Democracy?
It has all the makings of a soap opera.
Apart from a short intermezzo provided by Mother Nature (who doesn’t give a New
York Subway rat’s arse who wins) in the form of Hurricane Sandy – which
temporarily called Obama away from campaigning to do the job he’s paid an
obscene amount to do as President – it’s been non-stop. No-doubt the Greens
among us will chalk-up a victory as there is no conceivable way the aftermath
of Sandy cannot impact heavily on the outcome of this ‘election’. But is it
really an ‘election’ at all?
So what if it’s happening to/in the country that (if the
scientists are to be believed), via pollution and overconsumption, contributes
the lion’s share to global warming and climate change? It’s undeniably ironic
but while it’s all well and good to sit on the Eastern side of the Atlantic and
judge (not my intention at all), in reality, it’s Americans that need to ask
themselves what choice – in any real terms – has actually been offered to them?

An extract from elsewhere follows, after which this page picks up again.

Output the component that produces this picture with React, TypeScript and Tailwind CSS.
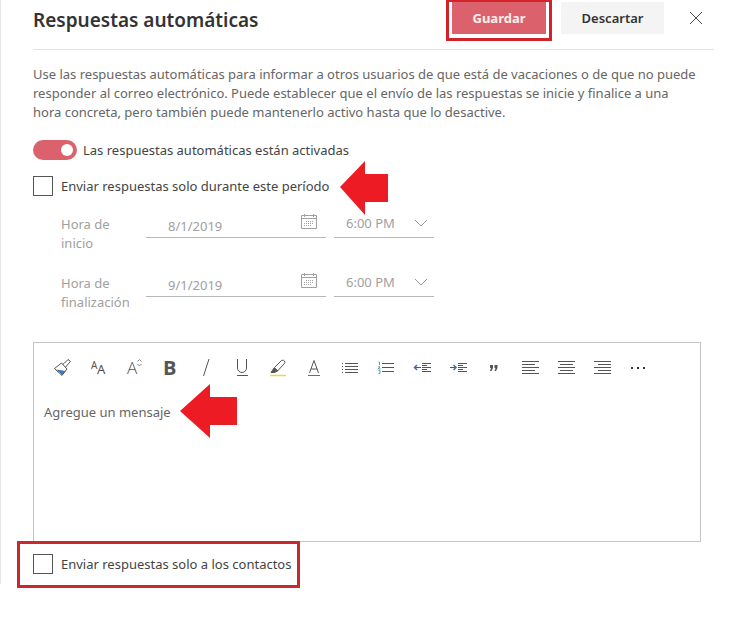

In the aftermath of a devastating natural disaster like Sandy, it’s hard to
think objectively.
While the day-to-day tribulations of individual
New Yorkers might have little effect on a Londoner, Berliner or Muscovite, those
of us outside the USA admittedly have so much interest (obsession?) in the US
elections simply because, as the current global financial crisis has shown us,
we all have so much invested in the USA that if Uncle Sam sneezes, the rest of
the world catches a cold!
So what is the real nature of the
regime all of us have so much invested in? A significant number of erudite US-based
commentators (e.g. the late Gore Vidal) have repeatedly labelled the USA ‘a
dictatorship masquerading as a democracy’. While US citizens might struggle to
get their head around this and brand it ‘anti-American’, in a post 9/11 world, it’s
hard to ignore for anyone not encumbered with the apparently mandatory jingoism
attached to a Stars and Stripes passport.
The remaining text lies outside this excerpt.